→ Task to complete: Starting from the top of the material, restate each line exactly until the line that contains "</nat-page>", which is also copied. Pictures are excluded.

→ Given data:
---------------

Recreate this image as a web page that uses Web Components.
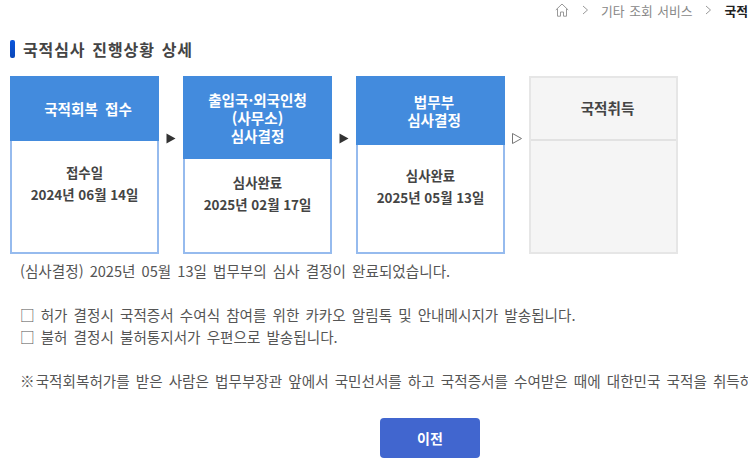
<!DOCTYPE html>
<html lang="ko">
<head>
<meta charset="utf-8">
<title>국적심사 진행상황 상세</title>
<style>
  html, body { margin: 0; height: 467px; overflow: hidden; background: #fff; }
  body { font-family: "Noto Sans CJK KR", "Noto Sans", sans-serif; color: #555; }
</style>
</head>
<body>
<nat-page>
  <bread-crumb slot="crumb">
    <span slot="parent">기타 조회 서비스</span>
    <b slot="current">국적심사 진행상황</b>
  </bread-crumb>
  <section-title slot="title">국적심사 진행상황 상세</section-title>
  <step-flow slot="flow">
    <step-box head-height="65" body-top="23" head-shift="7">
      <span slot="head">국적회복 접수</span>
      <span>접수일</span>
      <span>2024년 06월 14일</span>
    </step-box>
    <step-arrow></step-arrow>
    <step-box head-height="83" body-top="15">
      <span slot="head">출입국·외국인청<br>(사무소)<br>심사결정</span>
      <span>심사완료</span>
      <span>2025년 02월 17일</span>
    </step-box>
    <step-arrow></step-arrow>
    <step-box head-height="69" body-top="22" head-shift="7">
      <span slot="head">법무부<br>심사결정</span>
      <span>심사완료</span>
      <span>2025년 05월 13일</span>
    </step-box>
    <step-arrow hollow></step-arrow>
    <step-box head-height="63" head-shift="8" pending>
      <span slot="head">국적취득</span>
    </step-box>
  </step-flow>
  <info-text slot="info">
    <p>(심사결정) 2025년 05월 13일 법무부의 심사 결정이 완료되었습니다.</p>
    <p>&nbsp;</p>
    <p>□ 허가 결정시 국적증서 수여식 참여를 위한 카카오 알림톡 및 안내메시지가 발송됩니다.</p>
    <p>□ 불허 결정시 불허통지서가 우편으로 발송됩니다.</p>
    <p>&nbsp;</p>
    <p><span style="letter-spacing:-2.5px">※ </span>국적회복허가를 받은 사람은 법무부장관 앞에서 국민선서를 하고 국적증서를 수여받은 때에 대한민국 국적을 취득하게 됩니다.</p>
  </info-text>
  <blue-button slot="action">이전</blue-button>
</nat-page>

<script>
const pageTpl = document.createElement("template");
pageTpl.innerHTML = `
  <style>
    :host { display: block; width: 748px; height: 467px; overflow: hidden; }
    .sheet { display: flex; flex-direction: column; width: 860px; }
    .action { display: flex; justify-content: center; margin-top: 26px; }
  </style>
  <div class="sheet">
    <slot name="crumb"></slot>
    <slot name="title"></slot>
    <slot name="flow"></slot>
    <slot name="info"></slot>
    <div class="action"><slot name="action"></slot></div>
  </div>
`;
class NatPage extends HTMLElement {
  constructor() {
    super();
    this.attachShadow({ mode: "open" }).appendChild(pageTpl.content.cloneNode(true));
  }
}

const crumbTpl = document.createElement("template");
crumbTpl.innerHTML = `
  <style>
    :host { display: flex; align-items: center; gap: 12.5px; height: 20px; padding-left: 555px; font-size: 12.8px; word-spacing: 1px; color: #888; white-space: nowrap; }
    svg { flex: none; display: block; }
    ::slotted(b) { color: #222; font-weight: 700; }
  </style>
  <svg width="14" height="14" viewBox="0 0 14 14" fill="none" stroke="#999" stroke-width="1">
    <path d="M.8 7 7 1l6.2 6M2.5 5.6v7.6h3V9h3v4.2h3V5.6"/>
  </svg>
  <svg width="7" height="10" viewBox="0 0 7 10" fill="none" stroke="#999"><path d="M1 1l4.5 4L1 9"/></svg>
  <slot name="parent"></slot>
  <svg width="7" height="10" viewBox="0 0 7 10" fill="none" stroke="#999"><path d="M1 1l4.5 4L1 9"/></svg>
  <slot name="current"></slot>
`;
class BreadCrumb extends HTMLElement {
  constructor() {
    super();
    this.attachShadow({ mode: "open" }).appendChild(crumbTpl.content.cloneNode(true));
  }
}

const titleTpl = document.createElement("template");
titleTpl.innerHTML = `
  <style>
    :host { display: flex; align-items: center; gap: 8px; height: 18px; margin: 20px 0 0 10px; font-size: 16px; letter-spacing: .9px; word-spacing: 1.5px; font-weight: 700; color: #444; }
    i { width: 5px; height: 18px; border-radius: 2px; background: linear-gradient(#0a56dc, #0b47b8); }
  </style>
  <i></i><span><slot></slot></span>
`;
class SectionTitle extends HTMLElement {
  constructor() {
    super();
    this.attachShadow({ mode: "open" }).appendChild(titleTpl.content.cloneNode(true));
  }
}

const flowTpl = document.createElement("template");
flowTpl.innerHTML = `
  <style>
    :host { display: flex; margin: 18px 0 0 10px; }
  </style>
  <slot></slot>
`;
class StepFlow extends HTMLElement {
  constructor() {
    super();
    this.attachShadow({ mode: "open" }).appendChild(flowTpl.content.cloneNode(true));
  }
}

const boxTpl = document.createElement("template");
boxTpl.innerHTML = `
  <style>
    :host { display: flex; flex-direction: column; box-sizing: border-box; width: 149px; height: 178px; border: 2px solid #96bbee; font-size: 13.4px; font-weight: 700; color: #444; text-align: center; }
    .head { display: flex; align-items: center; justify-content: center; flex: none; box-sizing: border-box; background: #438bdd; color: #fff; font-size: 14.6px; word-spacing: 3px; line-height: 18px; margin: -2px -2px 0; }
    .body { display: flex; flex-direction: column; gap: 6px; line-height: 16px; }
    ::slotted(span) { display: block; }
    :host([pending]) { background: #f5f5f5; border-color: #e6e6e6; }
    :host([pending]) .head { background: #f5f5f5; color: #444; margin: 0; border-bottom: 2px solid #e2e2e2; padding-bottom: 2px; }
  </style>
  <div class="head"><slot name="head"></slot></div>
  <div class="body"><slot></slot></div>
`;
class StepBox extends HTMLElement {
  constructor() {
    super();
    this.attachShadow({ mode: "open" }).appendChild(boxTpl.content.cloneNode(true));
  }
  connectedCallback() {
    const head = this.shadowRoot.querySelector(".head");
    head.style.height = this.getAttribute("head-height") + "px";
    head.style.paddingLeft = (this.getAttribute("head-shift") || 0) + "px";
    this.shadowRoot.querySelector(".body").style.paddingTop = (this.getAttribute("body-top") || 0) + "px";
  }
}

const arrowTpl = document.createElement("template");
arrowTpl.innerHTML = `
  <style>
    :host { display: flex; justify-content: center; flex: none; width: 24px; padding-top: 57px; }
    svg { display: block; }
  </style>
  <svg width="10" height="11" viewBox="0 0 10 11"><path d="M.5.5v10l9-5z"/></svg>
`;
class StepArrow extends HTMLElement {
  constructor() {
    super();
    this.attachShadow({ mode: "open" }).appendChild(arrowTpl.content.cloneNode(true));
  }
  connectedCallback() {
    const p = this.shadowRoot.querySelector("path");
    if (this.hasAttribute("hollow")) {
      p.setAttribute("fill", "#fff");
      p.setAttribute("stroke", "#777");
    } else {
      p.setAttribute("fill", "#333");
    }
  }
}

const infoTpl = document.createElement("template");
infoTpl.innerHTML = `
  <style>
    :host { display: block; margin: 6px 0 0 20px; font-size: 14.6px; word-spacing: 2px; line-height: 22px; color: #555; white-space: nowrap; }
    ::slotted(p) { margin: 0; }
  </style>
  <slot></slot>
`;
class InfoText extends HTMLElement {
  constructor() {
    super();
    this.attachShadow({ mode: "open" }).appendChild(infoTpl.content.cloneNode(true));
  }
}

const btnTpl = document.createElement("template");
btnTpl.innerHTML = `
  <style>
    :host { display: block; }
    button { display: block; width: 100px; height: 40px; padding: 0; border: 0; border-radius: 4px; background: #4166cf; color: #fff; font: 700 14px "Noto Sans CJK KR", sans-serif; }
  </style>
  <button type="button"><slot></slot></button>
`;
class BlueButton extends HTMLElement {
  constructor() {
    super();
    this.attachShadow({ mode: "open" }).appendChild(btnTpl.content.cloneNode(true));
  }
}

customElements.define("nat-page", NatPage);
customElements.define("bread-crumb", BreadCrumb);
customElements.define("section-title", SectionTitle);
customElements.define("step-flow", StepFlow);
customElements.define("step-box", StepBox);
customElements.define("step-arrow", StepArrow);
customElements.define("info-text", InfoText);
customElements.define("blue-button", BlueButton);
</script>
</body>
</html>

---------------

→ Answer in full:
Recreate this image as a web page that uses Web Components.
<!DOCTYPE html>
<html lang="ko">
<head>
<meta charset="utf-8">
<title>국적심사 진행상황 상세</title>
<style>
  html, body { margin: 0; height: 467px; overflow: hidden; background: #fff; }
  body { font-family: "Noto Sans CJK KR", "Noto Sans", sans-serif; color: #555; }
</style>
</head>
<body>
<nat-page>
  <bread-crumb slot="crumb">
    <span slot="parent">기타 조회 서비스</span>
    <b slot="current">국적심사 진행상황</b>
  </bread-crumb>
  <section-title slot="title">국적심사 진행상황 상세</section-title>
  <step-flow slot="flow">
    <step-box head-height="65" body-top="23" head-shift="7">
      <span slot="head">국적회복 접수</span>
      <span>접수일</span>
      <span>2024년 06월 14일</span>
    </step-box>
    <step-arrow></step-arrow>
    <step-box head-height="83" body-top="15">
      <span slot="head">출입국·외국인청<br>(사무소)<br>심사결정</span>
      <span>심사완료</span>
      <span>2025년 02월 17일</span>
    </step-box>
    <step-arrow></step-arrow>
    <step-box head-height="69" body-top="22" head-shift="7">
      <span slot="head">법무부<br>심사결정</span>
      <span>심사완료</span>
      <span>2025년 05월 13일</span>
    </step-box>
    <step-arrow hollow></step-arrow>
    <step-box head-height="63" head-shift="8" pending>
      <span slot="head">국적취득</span>
    </step-box>
  </step-flow>
  <info-text slot="info">
    <p>(심사결정) 2025년 05월 13일 법무부의 심사 결정이 완료되었습니다.</p>
    <p>&nbsp;</p>
    <p>□ 허가 결정시 국적증서 수여식 참여를 위한 카카오 알림톡 및 안내메시지가 발송됩니다.</p>
    <p>□ 불허 결정시 불허통지서가 우편으로 발송됩니다.</p>
    <p>&nbsp;</p>
    <p><span style="letter-spacing:-2.5px">※ </span>국적회복허가를 받은 사람은 법무부장관 앞에서 국민선서를 하고 국적증서를 수여받은 때에 대한민국 국적을 취득하게 됩니다.</p>
  </info-text>
  <blue-button slot="action">이전</blue-button>
</nat-page>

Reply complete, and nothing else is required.